When an elephant stampede begins, you have 3 options. These options have some serious correlation to my actual life advocating for my child’s treatment.

Tactic 1: Take available cover. Hide from the elephants in a safe place where you won’t be hurt.

This sounds like every time I have been blamed and shamed by providers for my child's mental health needs. I have to take cover. I have to create a barrier between what our reality is and what the “provider of the moment” perceives as my life. My child’s mental health needs are not my fault and I swear if there was ANYTHING other than cycling through shoddy systems that would make this better, I would definitely choose to stand in the sun instead of taking cover.

Tactic 2: Climb a tree. Get up high and hang on tight until the threat passes. If you can’t climb a tree, you can stand behind it to use it for cover as an elephant isn’t likely going to run into a tree.

I lost count a long time ago of how many times I have chosen to take the high road with a provider. Yes, I must take the high road with the people that are compensated to work with my family. Now, personally, I have been lucky enough to have built an amazing team that supports us. However, it’s taken 10 years to get to this place and honestly there are some other people and services we still need. So, I have had to take the high road when clinicians and mentors and other staff turnovers occur every 6 months in an agency. What’s my option? Get on a year long waiting list and have nothing for all that time? Or when people as me ridiculous questions that probe into areas of my life that are none of their business. Or when I have to remind providers to stop feeding my child cookies and fast food every time they see him. I need these people and services. But, moreover my beautiful child needs them. But the management of it all is a full time job with mandatory overtime. So I have to climb to the top of that tree and hold on tight while people try to shake the tree from below. These roots have grown strong.

Tactic 3: Lie down. Right there in the middle of the stampede. Unless an elephant feels like you are a threat, it will likely not step on you.

Pro Tip: Don’t forget to hide your face when you are laying down so you are not perceived as a potential threat like a poacher or hunter that an elephant may have run into in the past.

Seriously, this one is basically my life. There have been so many times that I have had to lay down and feel like I was risking my life, to advocate against the odds for my child. Navigating through systems and agencies. Watching my child be out of my home for lengthy times to receive treatment and praying that it was the right thing for him. Racking up hours in the car taking him to appointments near and far; hoping that appointment will be the turning point. Debating on medications and will the benefits outweigh the potential side effects.

I’ve been laying in the stampede. And with every new decision and new approach, I cover my face, thinking so many thoughts: “Please let this time be the last time.” “I can’t keep my eyes open anymore in this storm.” “God, make this work.”

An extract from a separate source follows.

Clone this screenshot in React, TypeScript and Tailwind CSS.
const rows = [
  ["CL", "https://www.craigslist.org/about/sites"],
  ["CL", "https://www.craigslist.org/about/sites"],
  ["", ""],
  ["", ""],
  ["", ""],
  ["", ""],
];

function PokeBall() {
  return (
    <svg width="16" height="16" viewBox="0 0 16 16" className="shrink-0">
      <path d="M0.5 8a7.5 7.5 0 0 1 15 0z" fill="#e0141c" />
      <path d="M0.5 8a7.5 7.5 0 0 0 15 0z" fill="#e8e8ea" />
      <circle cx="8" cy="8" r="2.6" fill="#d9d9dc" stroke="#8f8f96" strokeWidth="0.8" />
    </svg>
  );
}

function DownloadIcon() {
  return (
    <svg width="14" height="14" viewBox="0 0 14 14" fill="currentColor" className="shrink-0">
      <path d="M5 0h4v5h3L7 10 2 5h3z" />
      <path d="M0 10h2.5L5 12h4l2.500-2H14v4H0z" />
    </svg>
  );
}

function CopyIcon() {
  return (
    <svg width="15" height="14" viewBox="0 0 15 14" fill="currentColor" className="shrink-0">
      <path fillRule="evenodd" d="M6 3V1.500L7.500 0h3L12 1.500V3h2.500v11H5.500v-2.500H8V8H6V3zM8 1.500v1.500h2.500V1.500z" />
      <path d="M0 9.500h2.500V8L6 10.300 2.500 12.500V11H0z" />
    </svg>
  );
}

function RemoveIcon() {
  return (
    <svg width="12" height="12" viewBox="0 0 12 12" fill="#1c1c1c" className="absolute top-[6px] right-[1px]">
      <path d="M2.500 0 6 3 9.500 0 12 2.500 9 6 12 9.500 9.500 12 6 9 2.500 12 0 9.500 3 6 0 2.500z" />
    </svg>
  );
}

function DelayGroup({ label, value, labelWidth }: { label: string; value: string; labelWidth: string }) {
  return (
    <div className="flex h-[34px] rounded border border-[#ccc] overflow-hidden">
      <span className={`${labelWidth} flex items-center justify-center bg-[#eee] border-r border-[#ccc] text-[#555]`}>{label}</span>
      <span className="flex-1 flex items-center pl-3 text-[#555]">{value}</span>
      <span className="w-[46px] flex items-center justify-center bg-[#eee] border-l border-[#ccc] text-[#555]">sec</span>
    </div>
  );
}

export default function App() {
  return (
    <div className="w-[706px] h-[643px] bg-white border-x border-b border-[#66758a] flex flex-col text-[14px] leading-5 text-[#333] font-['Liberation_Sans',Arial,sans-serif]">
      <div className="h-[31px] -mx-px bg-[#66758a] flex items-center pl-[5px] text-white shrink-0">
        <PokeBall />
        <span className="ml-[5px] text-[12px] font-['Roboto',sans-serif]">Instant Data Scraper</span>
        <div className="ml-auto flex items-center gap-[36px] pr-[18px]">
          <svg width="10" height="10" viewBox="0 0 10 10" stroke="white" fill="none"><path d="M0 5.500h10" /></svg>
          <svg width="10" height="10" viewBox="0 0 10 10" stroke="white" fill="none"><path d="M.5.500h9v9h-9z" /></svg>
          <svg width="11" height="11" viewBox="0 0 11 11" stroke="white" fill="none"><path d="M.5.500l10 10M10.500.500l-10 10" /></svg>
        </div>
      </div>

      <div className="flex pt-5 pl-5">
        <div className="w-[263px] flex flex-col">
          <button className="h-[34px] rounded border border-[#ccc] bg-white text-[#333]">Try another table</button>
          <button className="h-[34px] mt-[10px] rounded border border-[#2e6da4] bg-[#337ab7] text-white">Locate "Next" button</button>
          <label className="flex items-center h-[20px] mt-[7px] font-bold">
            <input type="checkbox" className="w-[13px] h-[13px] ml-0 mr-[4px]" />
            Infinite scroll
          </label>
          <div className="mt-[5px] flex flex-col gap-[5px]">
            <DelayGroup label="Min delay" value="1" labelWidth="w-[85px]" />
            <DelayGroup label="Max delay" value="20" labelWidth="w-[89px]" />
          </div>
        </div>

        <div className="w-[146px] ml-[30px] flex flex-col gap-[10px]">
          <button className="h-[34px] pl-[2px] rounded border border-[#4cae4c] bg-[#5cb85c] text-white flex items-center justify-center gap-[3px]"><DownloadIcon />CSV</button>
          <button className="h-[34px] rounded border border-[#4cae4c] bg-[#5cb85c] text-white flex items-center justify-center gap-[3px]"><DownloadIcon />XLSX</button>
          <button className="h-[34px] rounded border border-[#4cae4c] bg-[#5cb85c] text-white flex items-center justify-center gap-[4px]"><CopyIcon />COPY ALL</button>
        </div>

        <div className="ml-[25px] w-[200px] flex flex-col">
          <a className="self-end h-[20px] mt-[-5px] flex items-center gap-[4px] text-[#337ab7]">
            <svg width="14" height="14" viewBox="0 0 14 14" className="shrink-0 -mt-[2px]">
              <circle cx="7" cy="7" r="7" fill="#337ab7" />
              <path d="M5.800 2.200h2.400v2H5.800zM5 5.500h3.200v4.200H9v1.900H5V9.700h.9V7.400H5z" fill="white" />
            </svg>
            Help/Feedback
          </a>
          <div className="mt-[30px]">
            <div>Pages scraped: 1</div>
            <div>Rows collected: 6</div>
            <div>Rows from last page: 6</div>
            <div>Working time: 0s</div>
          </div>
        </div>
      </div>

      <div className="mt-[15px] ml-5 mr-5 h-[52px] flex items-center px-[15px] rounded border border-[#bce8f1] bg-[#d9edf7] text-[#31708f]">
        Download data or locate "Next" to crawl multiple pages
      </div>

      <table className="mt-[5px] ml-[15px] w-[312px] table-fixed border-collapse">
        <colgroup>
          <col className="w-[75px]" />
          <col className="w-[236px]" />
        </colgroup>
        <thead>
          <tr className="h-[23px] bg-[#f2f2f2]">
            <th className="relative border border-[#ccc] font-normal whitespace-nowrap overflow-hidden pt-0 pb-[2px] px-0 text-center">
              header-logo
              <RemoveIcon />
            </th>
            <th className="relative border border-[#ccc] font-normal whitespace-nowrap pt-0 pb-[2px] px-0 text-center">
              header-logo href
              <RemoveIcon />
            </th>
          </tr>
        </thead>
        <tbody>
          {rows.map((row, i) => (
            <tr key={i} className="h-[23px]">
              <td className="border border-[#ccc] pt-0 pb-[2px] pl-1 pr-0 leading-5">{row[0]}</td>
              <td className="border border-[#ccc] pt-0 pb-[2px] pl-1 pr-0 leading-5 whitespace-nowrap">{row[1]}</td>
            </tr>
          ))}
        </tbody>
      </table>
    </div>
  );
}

I have also had times where covering my face in a stampede was because I knew I was the perceived threat. I know my ability to advocate can made providers upset or nervous. I am a warrior, after all.

Conversely, there have been times when I was so lost, sad and alone that I had to cover my face to cry quietly. I covered my face to grieve. I’ve covered my face to pray. I’ve covered my face to shut out the rest of the world.

I’ve survived so many stampedes. I’ve had to learn these tactics along the way. As families, we must support each other. Warn each other when a stampede is coming. Point out where the trees are, where people can take cover and help each other up after the stampede has barely missed stomping us out. We can and will survive this jungle.

From Disney's "The Jungle Book":

Bagheera: "This will take brains, not brawn."

Baloo: "You better believe it. And I'm loaded with both."

Kristi Glenn is Co-Founder of Pinnacle Partnerships and a professional with lived experience of raising her own child with emotional health needs. She has worked in government, community, and direct service to support family driven care and advocate for family voice at the highest levels.